Aim of the exercise: Repeat the data that follows, word for word, without the images.

******

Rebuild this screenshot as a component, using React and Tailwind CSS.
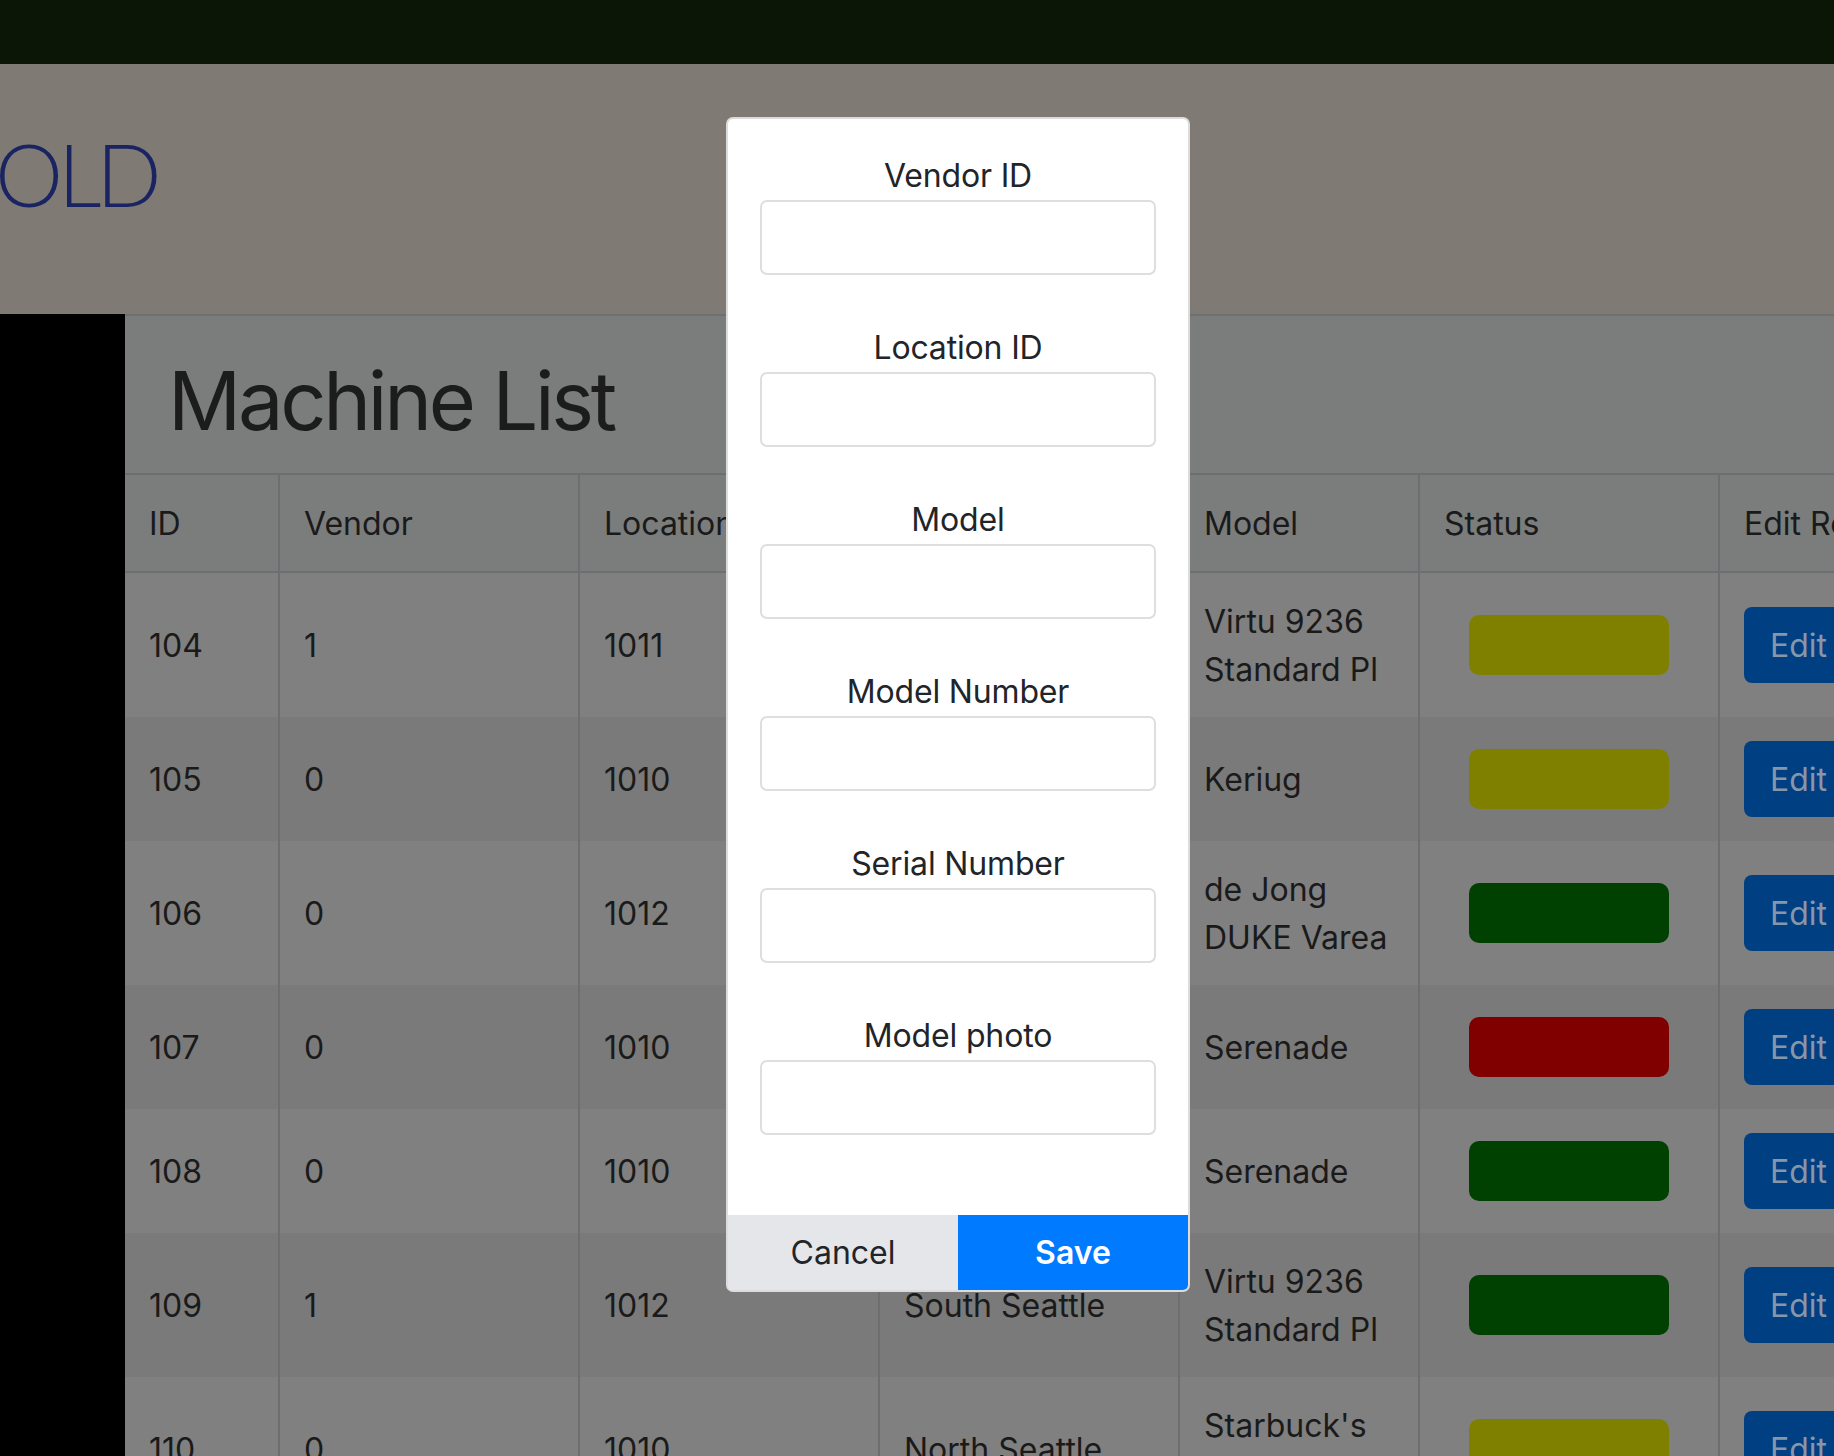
import React from 'react';

const places = { 1010: 'North Seattle', 1011: 'Downtown', 1012: 'South Seattle' };

const machines = [
  { id: 104, vendor: 1, location: 1011, model: ['Virtu 9236', 'Standard Pl'], status: 'yellow' },
  { id: 105, vendor: 0, location: 1010, model: ['Keriug'], status: 'yellow' },
  { id: 106, vendor: 0, location: 1012, model: ['de Jong', 'DUKE Varea'], status: 'green' },
  { id: 107, vendor: 0, location: 1010, model: ['Serenade'], status: 'red' },
  { id: 108, vendor: 0, location: 1010, model: ['Serenade'], status: 'green' },
  { id: 109, vendor: 1, location: 1012, model: ['Virtu 9236', 'Standard Pl'], status: 'green' },
  { id: 110, vendor: 0, location: 1010, model: ["Starbuck's", 'Mastrena'], status: 'yellow' },
];

const statusColor = {
  yellow: 'bg-[#808000]',
  green: 'bg-[#004000]',
  red: 'bg-[#800000]',
};

const fields = ['Vendor ID', 'Location ID', 'Model', 'Model Number', 'Serial Number', 'Model photo'];

const cols = 'grid w-max grid-cols-[153px_300px_300px_300px_240px_300px_260px]';
const cell = 'flex items-center px-[24px] border-l-2 border-[#6c6e71]';

function MachineRow({ m, index }) {
  return (
    <div className={`${cols} ${index % 2 === 0 ? 'bg-[#808080]' : 'bg-[#7a7a7a]'}`}>
      <div className="flex items-center px-[24px] pt-[25px] pb-[23px]">{m.id}</div>
      <div className={`${cell} pt-[1px]`}>{m.vendor}</div>
      <div className={`${cell} pt-[1px]`}>{m.location}</div>
      <div className={`${cell} pt-[1px]`}>{places[m.location]}</div>
      <div className={`${cell} pt-[25px] pb-[23px]`}>
        <div>
          {m.model.map((line) => (
            <div key={line}>{line}</div>
          ))}
        </div>
      </div>
      <div className={`${cell} justify-center`}>
        <span className={`block w-[200px] h-[60px] rounded-[10px] ${statusColor[m.status]}`} />
      </div>
      <div className={`${cell} py-[24px]`}>
        <button className="h-[76px] px-[26px] pt-[2px] rounded-[8px] bg-[#003f82] text-[#8797a9] leading-[48px]">
          Edit
        </button>
      </div>
    </div>
  );
}

function EditModal() {
  return (
    <div className="absolute left-[726px] top-[117px] w-[464px] bg-white border-2 border-[#dcdcdc] rounded-[7px] overflow-hidden text-[#212529]">
      <div className="flex flex-col gap-[49px] px-[32px] pt-[33px] pb-[80px]">
        {fields.map((label) => (
          <div key={label} className="flex flex-col">
            <label className="text-center leading-[48px] tracking-[-0.005em]">{label}</label>
            <div className="h-[75px] w-full border-2 border-[#dedede] rounded-[7px]" />
          </div>
        ))}
      </div>
      <div className="flex h-[75px]">
        <button className="flex-1 bg-[#e4e6ea] text-[#212529]">Cancel</button>
        <button className="flex-1 bg-[#007bff] text-white font-semibold">Save</button>
      </div>
    </div>
  );
}

export default function App() {
  return (
    <div className="relative w-full h-[1456px] overflow-hidden bg-[#7b7d7c] font-[Inter,sans-serif] text-[32px] leading-[48px] text-[#1a1a1a]">
      <div className="h-[64px] bg-[#0b1606]" />
      <header className="h-[250px] bg-[#7f7a73] flex items-center overflow-hidden">
        <span className="ml-[-5px] mt-[-30px] text-[86px] leading-none font-light font-[Lato,sans-serif] tracking-[-0.06em] text-[#1b2463]">
          OLD
        </span>
      </header>
      <div className="flex h-[1142px]">
        <aside className="w-[125px] shrink-0 bg-black" />
        <main className="flex-1 min-w-0 overflow-hidden border-t-2 border-[#6e6f70]">
          <h1 className="pl-[43px] pt-[35px] pb-[21px] text-[81px] leading-[101px] tracking-[-0.04em] text-[#1c1c1c]">
            Machine List
          </h1>
          <div className={`${cols} border-y-2 border-[#6c6e71]`}>
            <div className="px-[24px] pt-[25px] pb-[23px]">ID</div>
            <div className={`${cell} pt-[1px]`}>Vendor</div>
            <div className={`${cell} pt-[1px]`}>Location</div>
            <div className={`${cell} pt-[1px]`}>Location Name</div>
            <div className={`${cell} pt-[1px]`}>Model</div>
            <div className={`${cell} pt-[1px]`}>Status</div>
            <div className={`${cell} pt-[1px]`}>Edit Record</div>
          </div>
          {machines.map((m, i) => (
            <MachineRow key={m.id} m={m} index={i} />
          ))}
        </main>
      </div>
      <EditModal />
    </div>
  );
}
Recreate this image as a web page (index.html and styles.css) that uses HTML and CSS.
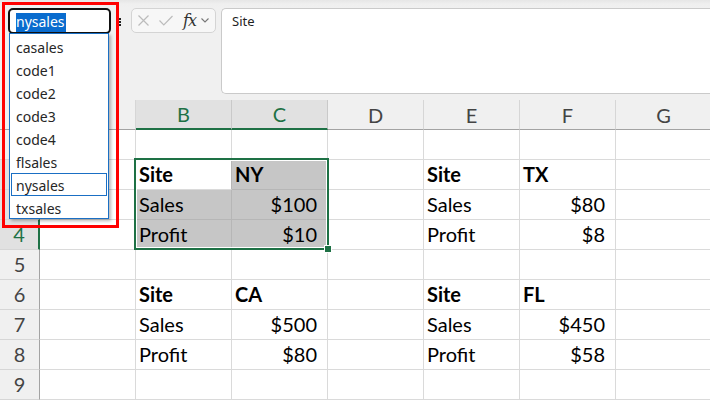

******

Problem solution:
Rebuild this screenshot as a component, using React and Tailwind CSS.
import React from 'react';

const places = { 1010: 'North Seattle', 1011: 'Downtown', 1012: 'South Seattle' };

const machines = [
  { id: 104, vendor: 1, location: 1011, model: ['Virtu 9236', 'Standard Pl'], status: 'yellow' },
  { id: 105, vendor: 0, location: 1010, model: ['Keriug'], status: 'yellow' },
  { id: 106, vendor: 0, location: 1012, model: ['de Jong', 'DUKE Varea'], status: 'green' },
  { id: 107, vendor: 0, location: 1010, model: ['Serenade'], status: 'red' },
  { id: 108, vendor: 0, location: 1010, model: ['Serenade'], status: 'green' },
  { id: 109, vendor: 1, location: 1012, model: ['Virtu 9236', 'Standard Pl'], status: 'green' },
  { id: 110, vendor: 0, location: 1010, model: ["Starbuck's", 'Mastrena'], status: 'yellow' },
];

const statusColor = {
  yellow: 'bg-[#808000]',
  green: 'bg-[#004000]',
  red: 'bg-[#800000]',
};

const fields = ['Vendor ID', 'Location ID', 'Model', 'Model Number', 'Serial Number', 'Model photo'];

const cols = 'grid w-max grid-cols-[153px_300px_300px_300px_240px_300px_260px]';
const cell = 'flex items-center px-[24px] border-l-2 border-[#6c6e71]';

function MachineRow({ m, index }) {
  return (
    <div className={`${cols} ${index % 2 === 0 ? 'bg-[#808080]' : 'bg-[#7a7a7a]'}`}>
      <div className="flex items-center px-[24px] pt-[25px] pb-[23px]">{m.id}</div>
      <div className={`${cell} pt-[1px]`}>{m.vendor}</div>
      <div className={`${cell} pt-[1px]`}>{m.location}</div>
      <div className={`${cell} pt-[1px]`}>{places[m.location]}</div>
      <div className={`${cell} pt-[25px] pb-[23px]`}>
        <div>
          {m.model.map((line) => (
            <div key={line}>{line}</div>
          ))}
        </div>
      </div>
      <div className={`${cell} justify-center`}>
        <span className={`block w-[200px] h-[60px] rounded-[10px] ${statusColor[m.status]}`} />
      </div>
      <div className={`${cell} py-[24px]`}>
        <button className="h-[76px] px-[26px] pt-[2px] rounded-[8px] bg-[#003f82] text-[#8797a9] leading-[48px]">
          Edit
        </button>
      </div>
    </div>
  );
}

function EditModal() {
  return (
    <div className="absolute left-[726px] top-[117px] w-[464px] bg-white border-2 border-[#dcdcdc] rounded-[7px] overflow-hidden text-[#212529]">
      <div className="flex flex-col gap-[49px] px-[32px] pt-[33px] pb-[80px]">
        {fields.map((label) => (
          <div key={label} className="flex flex-col">
            <label className="text-center leading-[48px] tracking-[-0.005em]">{label}</label>
            <div className="h-[75px] w-full border-2 border-[#dedede] rounded-[7px]" />
          </div>
        ))}
      </div>
      <div className="flex h-[75px]">
        <button className="flex-1 bg-[#e4e6ea] text-[#212529]">Cancel</button>
        <button className="flex-1 bg-[#007bff] text-white font-semibold">Save</button>
      </div>
    </div>
  );
}

export default function App() {
  return (
    <div className="relative w-full h-[1456px] overflow-hidden bg-[#7b7d7c] font-[Inter,sans-serif] text-[32px] leading-[48px] text-[#1a1a1a]">
      <div className="h-[64px] bg-[#0b1606]" />
      <header className="h-[250px] bg-[#7f7a73] flex items-center overflow-hidden">
        <span className="ml-[-5px] mt-[-30px] text-[86px] leading-none font-light font-[Lato,sans-serif] tracking-[-0.06em] text-[#1b2463]">
          OLD
        </span>
      </header>
      <div className="flex h-[1142px]">
        <aside className="w-[125px] shrink-0 bg-black" />
        <main className="flex-1 min-w-0 overflow-hidden border-t-2 border-[#6e6f70]">
          <h1 className="pl-[43px] pt-[35px] pb-[21px] text-[81px] leading-[101px] tracking-[-0.04em] text-[#1c1c1c]">
            Machine List
          </h1>
          <div className={`${cols} border-y-2 border-[#6c6e71]`}>
            <div className="px-[24px] pt-[25px] pb-[23px]">ID</div>
            <div className={`${cell} pt-[1px]`}>Vendor</div>
            <div className={`${cell} pt-[1px]`}>Location</div>
            <div className={`${cell} pt-[1px]`}>Location Name</div>
            <div className={`${cell} pt-[1px]`}>Model</div>
            <div className={`${cell} pt-[1px]`}>Status</div>
            <div className={`${cell} pt-[1px]`}>Edit Record</div>
          </div>
          {machines.map((m, i) => (
            <MachineRow key={m.id} m={m} index={i} />
          ))}
        </main>
      </div>
      <EditModal />
    </div>
  );
}
Recreate this image as a web page (index.html and styles.css) that uses HTML and CSS.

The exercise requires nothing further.